→ **Problem description**: All of the material should be reproduced exactly, with pictures left out.

→ **Data to use**:
+ + + + +
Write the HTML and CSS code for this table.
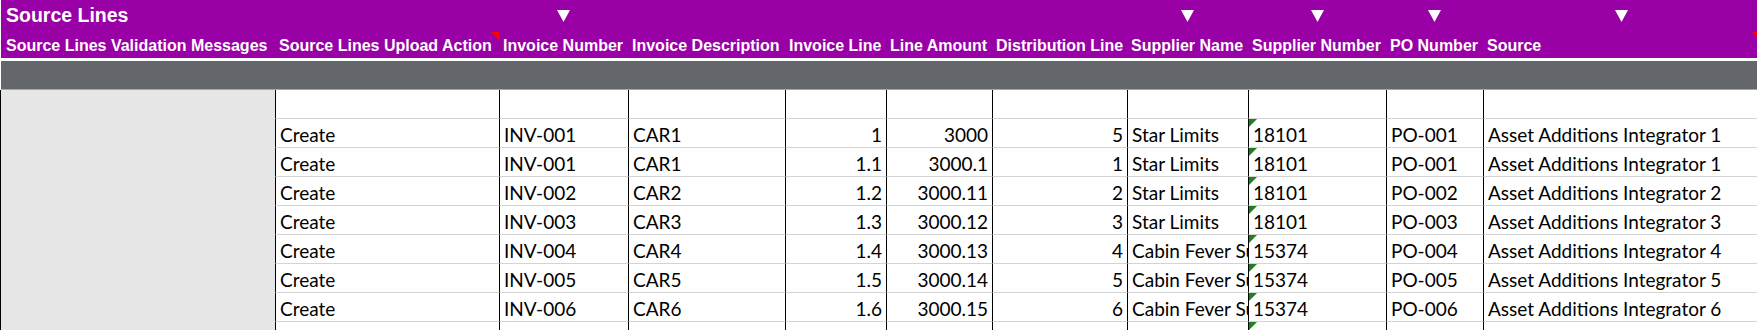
FILE: index.html
```html
<!DOCTYPE html>
<html lang="en">
<head>
<meta charset="utf-8">
<title>Source Lines</title>
<link rel="stylesheet" href="styles.css">
</head>
<body>
<div class="sheet">
  <div class="hdr">
    <div class="hdr-row">
      <div class="title">Source Lines</div>
      <div></div>
      <div class="arr"><svg width="13" height="12" viewBox="0 0 13 12"><path d="M0 0H13L6.5 12Z" fill="#fff"/></svg></div>
      <div></div><div></div><div></div><div></div>
      <div class="arr"><svg width="13" height="12" viewBox="0 0 13 12"><path d="M0 0H13L6.5 12Z" fill="#fff"/></svg></div>
      <div class="arr"><svg width="13" height="12" viewBox="0 0 13 12"><path d="M0 0H13L6.5 12Z" fill="#fff"/></svg></div>
      <div class="arr"><svg width="13" height="12" viewBox="0 0 13 12"><path d="M0 0H13L6.5 12Z" fill="#fff"/></svg></div>
      <div class="arr"><svg width="13" height="12" viewBox="0 0 13 12"><path d="M0 0H13L6.5 12Z" fill="#fff"/></svg></div>
    </div>
    <div class="hdr-row">
      <div class="lbl first">Source Lines Validation Messages</div>
      <div class="lbl note">Source Lines Upload Action</div>
      <div class="lbl">Invoice Number</div>
      <div class="lbl">Invoice Description</div>
      <div class="lbl">Invoice Line</div>
      <div class="lbl">Line Amount</div>
      <div class="lbl">Distribution Line</div>
      <div class="lbl">Supplier Name</div>
      <div class="lbl">Supplier Number</div>
      <div class="lbl">PO Number</div>
      <div class="lbl note">Source</div>
    </div>
  </div>
  <div class="band"></div>
  <div class="grid">
    <div class="side"></div>

    <div class="c"></div><div class="c"></div><div class="c"></div><div class="c num"></div><div class="c num"></div><div class="c num"></div><div class="c"></div><div class="c"></div><div class="c"></div><div class="c"></div>

    <div class="c">Create</div><div class="c">INV-001</div><div class="c">CAR1</div><div class="c num">1</div><div class="c num">3000</div><div class="c num">5</div><div class="c">Star Limits</div><div class="c flag">18101</div><div class="c">PO-001</div><div class="c">Asset Additions Integrator 1</div>

    <div class="c">Create</div><div class="c">INV-001</div><div class="c">CAR1</div><div class="c num">1.1</div><div class="c num">3000.1</div><div class="c num">1</div><div class="c">Star Limits</div><div class="c flag">18101</div><div class="c">PO-001</div><div class="c">Asset Additions Integrator 1</div>

    <div class="c">Create</div><div class="c">INV-002</div><div class="c">CAR2</div><div class="c num">1.2</div><div class="c num">3000.11</div><div class="c num">2</div><div class="c">Star Limits</div><div class="c flag">18101</div><div class="c">PO-002</div><div class="c">Asset Additions Integrator 2</div>

    <div class="c">Create</div><div class="c">INV-003</div><div class="c">CAR3</div><div class="c num">1.3</div><div class="c num">3000.12</div><div class="c num">3</div><div class="c">Star Limits</div><div class="c flag">18101</div><div class="c">PO-003</div><div class="c">Asset Additions Integrator 3</div>

    <div class="c">Create</div><div class="c">INV-004</div><div class="c">CAR4</div><div class="c num">1.4</div><div class="c num">3000.13</div><div class="c num">4</div><div class="c">Cabin Fever Supplies</div><div class="c flag">15374</div><div class="c">PO-004</div><div class="c">Asset Additions Integrator 4</div>

    <div class="c">Create</div><div class="c">INV-005</div><div class="c">CAR5</div><div class="c num">1.5</div><div class="c num">3000.14</div><div class="c num">5</div><div class="c">Cabin Fever Supplies</div><div class="c flag">15374</div><div class="c">PO-005</div><div class="c">Asset Additions Integrator 5</div>

    <div class="c">Create</div><div class="c">INV-006</div><div class="c">CAR6</div><div class="c num">1.6</div><div class="c num">3000.15</div><div class="c num">6</div><div class="c">Cabin Fever Supplies</div><div class="c flag">15374</div><div class="c">PO-006</div><div class="c">Asset Additions Integrator 6</div>

    <div class="c">Create</div><div class="c">INV-007</div><div class="c">CAR7</div><div class="c num">1.7</div><div class="c num">3000.16</div><div class="c num">7</div><div class="c">Cabin Fever Supplies</div><div class="c flag">15374</div><div class="c">PO-007</div><div class="c">Asset Additions Integrator 7</div>
  </div>
</div>
</body>
</html>
```
FILE: styles.css
```css
* { box-sizing: border-box; }

html, body {
  margin: 0;
  padding: 0;
  background: #fff;
}

body {
  width: 1757px;
  height: 330px;
  overflow: hidden;
}

.sheet {
  width: 1760px;
}

.hdr {
  background: #9900a6;
  border-left: 1px solid #fff;
  color: #fff;
  font-family: "Liberation Sans", Arial, sans-serif;
  font-weight: bold;
}

.hdr-row {
  display: grid;
  grid-template-columns: 274px 224px 129px 157px 101px 106px 135px 121px 138px 97px 277px;
  height: 29px;
}

.title {
  font-size: 19.5px;
  line-height: 22px;
  padding: 4px 0 0 5px;
  white-space: nowrap;
}

.arr {
  display: flex;
  justify-content: center;
  padding-top: 10px;
}

.arr svg { display: block; }

.lbl {
  position: relative;
  font-size: 16px;
  line-height: 18px;
  padding: 8px 0 0 4px;
  white-space: nowrap;
}

.lbl.first { padding-left: 5px; }

.note::after {
  content: "";
  position: absolute;
  top: 3px;
  right: 0;
  border-top: 8px solid #ff0000;
  border-left: 8px solid transparent;
}

.band {
  margin-top: 3px;
  margin-left: 1px;
  height: 29px;
  background: #63666a;
  border-bottom: 1px solid #a6a6a6;
}

.grid {
  display: grid;
  grid-template-columns: 275px 224px 129px 157px 101px 106px 135px 121px 138px 97px 277px;
  grid-auto-rows: 29px;
  font-family: Lato, "Liberation Sans", sans-serif;
  font-size: 19px;
  color: #000;
}

.side {
  grid-row: 1 / span 9;
  background: #e6e6e6;
  border-left: 1px solid #000;
}

.c {
  position: relative;
  border-left: 1px solid #000;
  border-bottom: 1px solid #d4d4d4;
  padding: 2px 4px 0;
  line-height: 28px;
  white-space: nowrap;
  overflow: hidden;
}

.num { text-align: right; }

.flag::before {
  content: "";
  position: absolute;
  left: 0;
  top: 0;
  border-top: 8px solid #1f801f;
  border-right: 8px solid transparent;
}
```
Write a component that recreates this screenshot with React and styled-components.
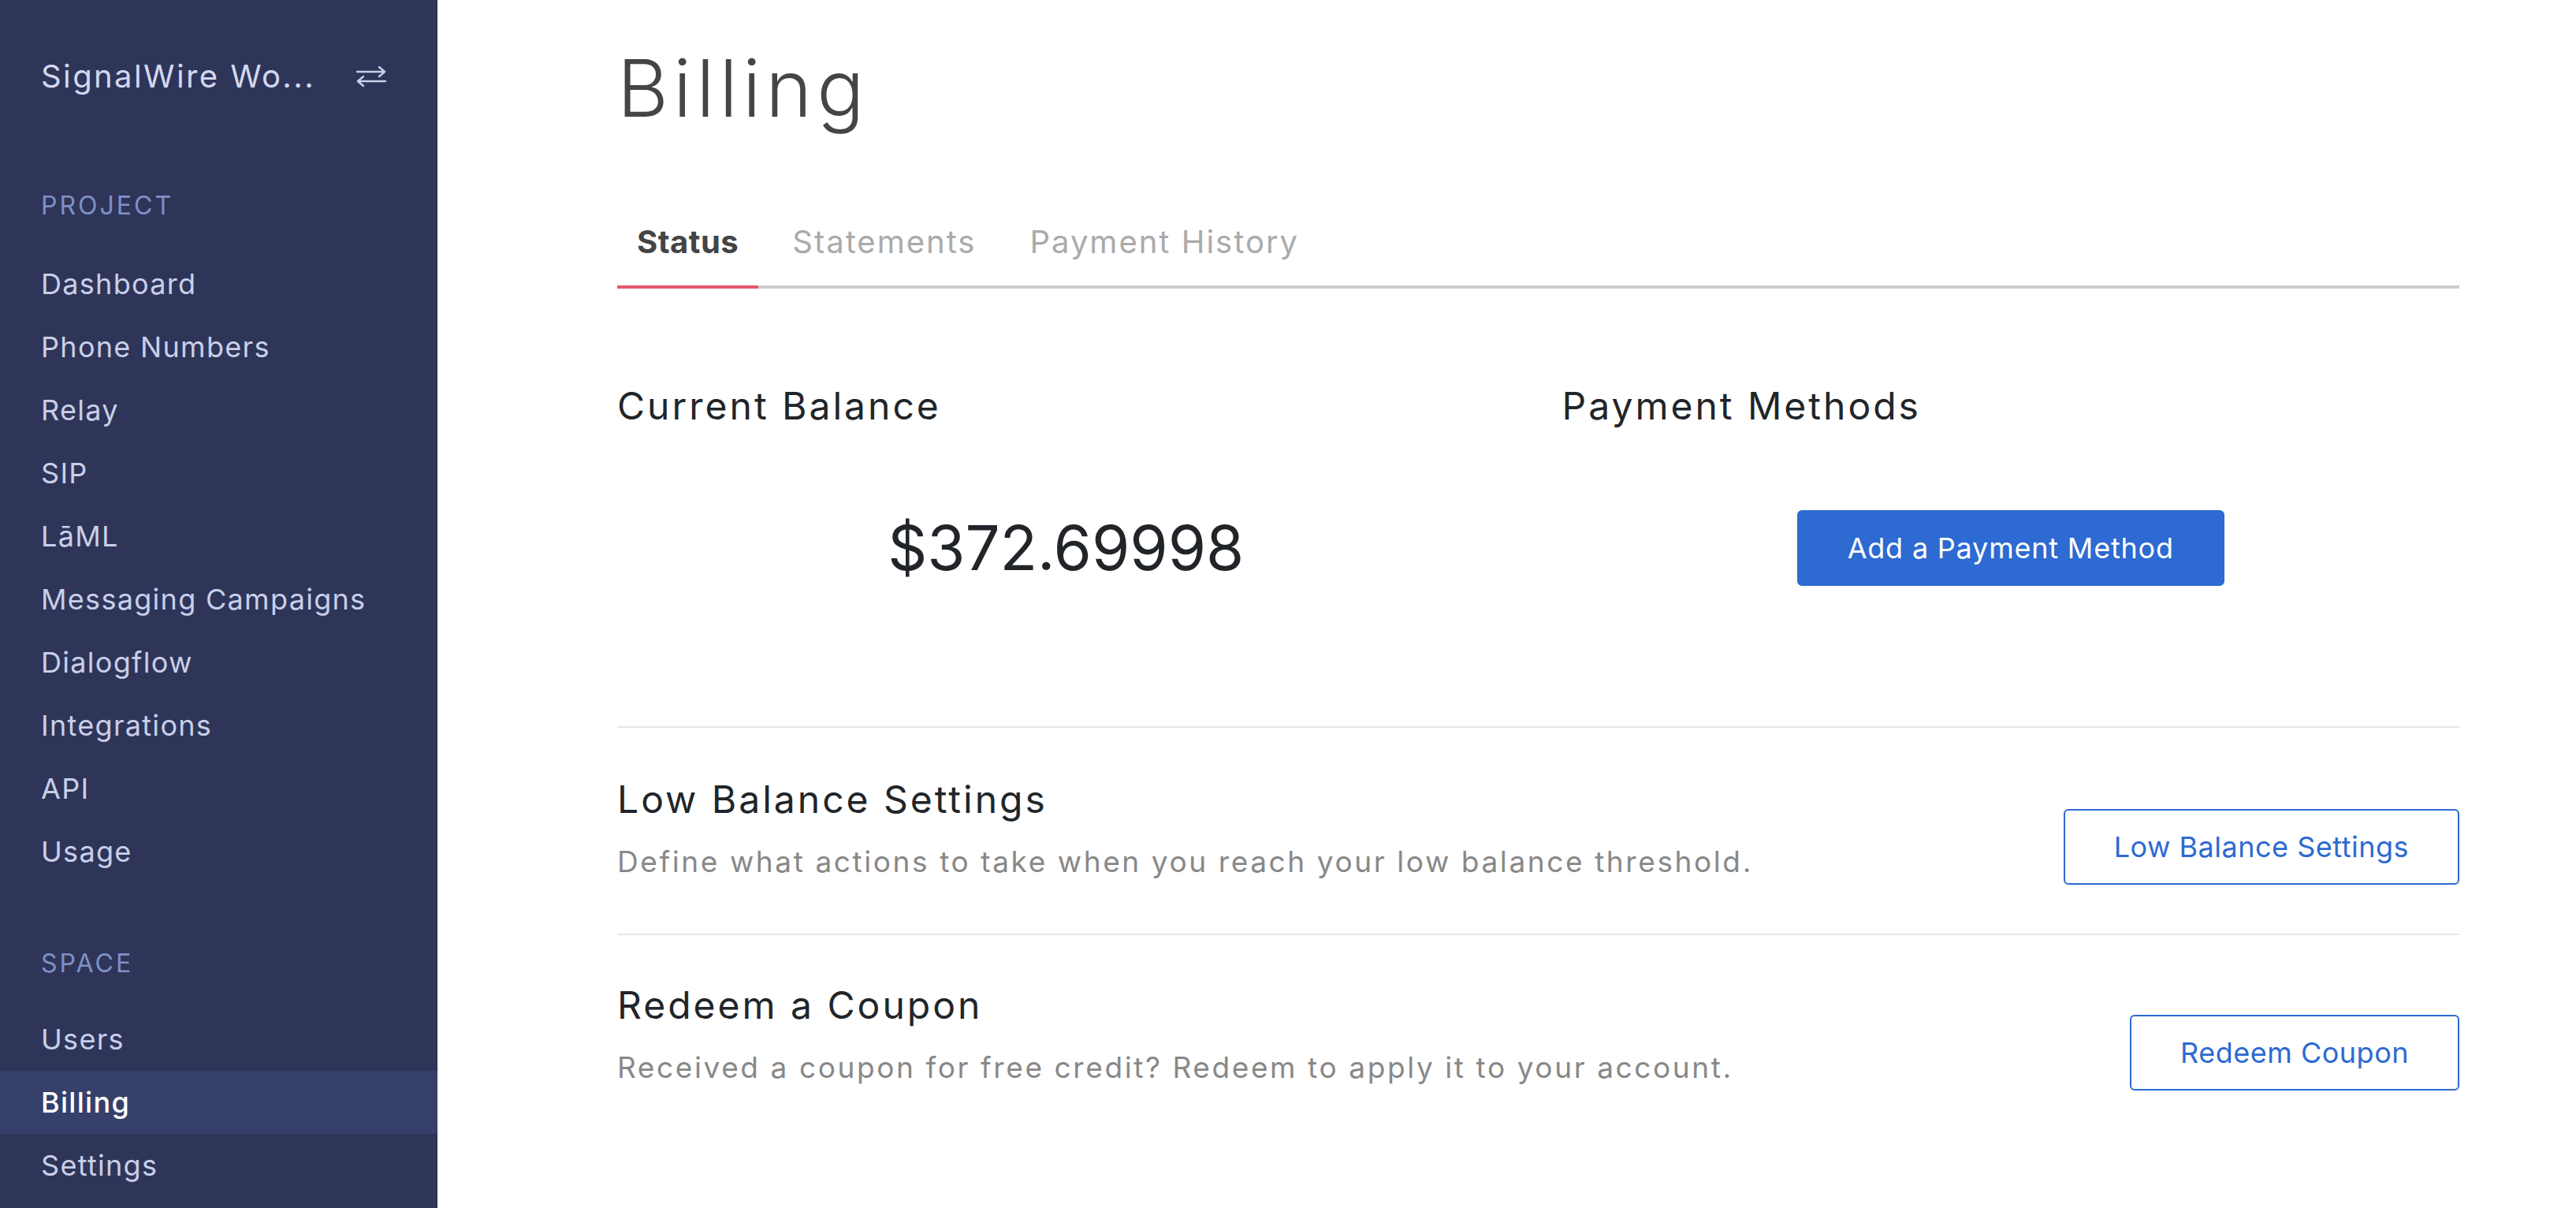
+ + + + +
→ **Final result**:
Write the HTML and CSS code for this table.
FILE: index.html
```html
<!DOCTYPE html>
<html lang="en">
<head>
<meta charset="utf-8">
<title>Source Lines</title>
<link rel="stylesheet" href="styles.css">
</head>
<body>
<div class="sheet">
  <div class="hdr">
    <div class="hdr-row">
      <div class="title">Source Lines</div>
      <div></div>
      <div class="arr"><svg width="13" height="12" viewBox="0 0 13 12"><path d="M0 0H13L6.5 12Z" fill="#fff"/></svg></div>
      <div></div><div></div><div></div><div></div>
      <div class="arr"><svg width="13" height="12" viewBox="0 0 13 12"><path d="M0 0H13L6.5 12Z" fill="#fff"/></svg></div>
      <div class="arr"><svg width="13" height="12" viewBox="0 0 13 12"><path d="M0 0H13L6.5 12Z" fill="#fff"/></svg></div>
      <div class="arr"><svg width="13" height="12" viewBox="0 0 13 12"><path d="M0 0H13L6.5 12Z" fill="#fff"/></svg></div>
      <div class="arr"><svg width="13" height="12" viewBox="0 0 13 12"><path d="M0 0H13L6.5 12Z" fill="#fff"/></svg></div>
    </div>
    <div class="hdr-row">
      <div class="lbl first">Source Lines Validation Messages</div>
      <div class="lbl note">Source Lines Upload Action</div>
      <div class="lbl">Invoice Number</div>
      <div class="lbl">Invoice Description</div>
      <div class="lbl">Invoice Line</div>
      <div class="lbl">Line Amount</div>
      <div class="lbl">Distribution Line</div>
      <div class="lbl">Supplier Name</div>
      <div class="lbl">Supplier Number</div>
      <div class="lbl">PO Number</div>
      <div class="lbl note">Source</div>
    </div>
  </div>
  <div class="band"></div>
  <div class="grid">
    <div class="side"></div>

    <div class="c"></div><div class="c"></div><div class="c"></div><div class="c num"></div><div class="c num"></div><div class="c num"></div><div class="c"></div><div class="c"></div><div class="c"></div><div class="c"></div>

    <div class="c">Create</div><div class="c">INV-001</div><div class="c">CAR1</div><div class="c num">1</div><div class="c num">3000</div><div class="c num">5</div><div class="c">Star Limits</div><div class="c flag">18101</div><div class="c">PO-001</div><div class="c">Asset Additions Integrator 1</div>

    <div class="c">Create</div><div class="c">INV-001</div><div class="c">CAR1</div><div class="c num">1.1</div><div class="c num">3000.1</div><div class="c num">1</div><div class="c">Star Limits</div><div class="c flag">18101</div><div class="c">PO-001</div><div class="c">Asset Additions Integrator 1</div>

    <div class="c">Create</div><div class="c">INV-002</div><div class="c">CAR2</div><div class="c num">1.2</div><div class="c num">3000.11</div><div class="c num">2</div><div class="c">Star Limits</div><div class="c flag">18101</div><div class="c">PO-002</div><div class="c">Asset Additions Integrator 2</div>

    <div class="c">Create</div><div class="c">INV-003</div><div class="c">CAR3</div><div class="c num">1.3</div><div class="c num">3000.12</div><div class="c num">3</div><div class="c">Star Limits</div><div class="c flag">18101</div><div class="c">PO-003</div><div class="c">Asset Additions Integrator 3</div>

    <div class="c">Create</div><div class="c">INV-004</div><div class="c">CAR4</div><div class="c num">1.4</div><div class="c num">3000.13</div><div class="c num">4</div><div class="c">Cabin Fever Supplies</div><div class="c flag">15374</div><div class="c">PO-004</div><div class="c">Asset Additions Integrator 4</div>

    <div class="c">Create</div><div class="c">INV-005</div><div class="c">CAR5</div><div class="c num">1.5</div><div class="c num">3000.14</div><div class="c num">5</div><div class="c">Cabin Fever Supplies</div><div class="c flag">15374</div><div class="c">PO-005</div><div class="c">Asset Additions Integrator 5</div>

    <div class="c">Create</div><div class="c">INV-006</div><div class="c">CAR6</div><div class="c num">1.6</div><div class="c num">3000.15</div><div class="c num">6</div><div class="c">Cabin Fever Supplies</div><div class="c flag">15374</div><div class="c">PO-006</div><div class="c">Asset Additions Integrator 6</div>

    <div class="c">Create</div><div class="c">INV-007</div><div class="c">CAR7</div><div class="c num">1.7</div><div class="c num">3000.16</div><div class="c num">7</div><div class="c">Cabin Fever Supplies</div><div class="c flag">15374</div><div class="c">PO-007</div><div class="c">Asset Additions Integrator 7</div>
  </div>
</div>
</body>
</html>
```
FILE: styles.css
```css
* { box-sizing: border-box; }

html, body {
  margin: 0;
  padding: 0;
  background: #fff;
}

body {
  width: 1757px;
  height: 330px;
  overflow: hidden;
}

.sheet {
  width: 1760px;
}

.hdr {
  background: #9900a6;
  border-left: 1px solid #fff;
  color: #fff;
  font-family: "Liberation Sans", Arial, sans-serif;
  font-weight: bold;
}

.hdr-row {
  display: grid;
  grid-template-columns: 274px 224px 129px 157px 101px 106px 135px 121px 138px 97px 277px;
  height: 29px;
}

.title {
  font-size: 19.5px;
  line-height: 22px;
  padding: 4px 0 0 5px;
  white-space: nowrap;
}

.arr {
  display: flex;
  justify-content: center;
  padding-top: 10px;
}

.arr svg { display: block; }

.lbl {
  position: relative;
  font-size: 16px;
  line-height: 18px;
  padding: 8px 0 0 4px;
  white-space: nowrap;
}

.lbl.first { padding-left: 5px; }

.note::after {
  content: "";
  position: absolute;
  top: 3px;
  right: 0;
  border-top: 8px solid #ff0000;
  border-left: 8px solid transparent;
}

.band {
  margin-top: 3px;
  margin-left: 1px;
  height: 29px;
  background: #63666a;
  border-bottom: 1px solid #a6a6a6;
}

.grid {
  display: grid;
  grid-template-columns: 275px 224px 129px 157px 101px 106px 135px 121px 138px 97px 277px;
  grid-auto-rows: 29px;
  font-family: Lato, "Liberation Sans", sans-serif;
  font-size: 19px;
  color: #000;
}

.side {
  grid-row: 1 / span 9;
  background: #e6e6e6;
  border-left: 1px solid #000;
}

.c {
  position: relative;
  border-left: 1px solid #000;
  border-bottom: 1px solid #d4d4d4;
  padding: 2px 4px 0;
  line-height: 28px;
  white-space: nowrap;
  overflow: hidden;
}

.num { text-align: right; }

.flag::before {
  content: "";
  position: absolute;
  left: 0;
  top: 0;
  border-top: 8px solid #1f801f;
  border-right: 8px solid transparent;
}
```
Write a component that recreates this screenshot with React and styled-components.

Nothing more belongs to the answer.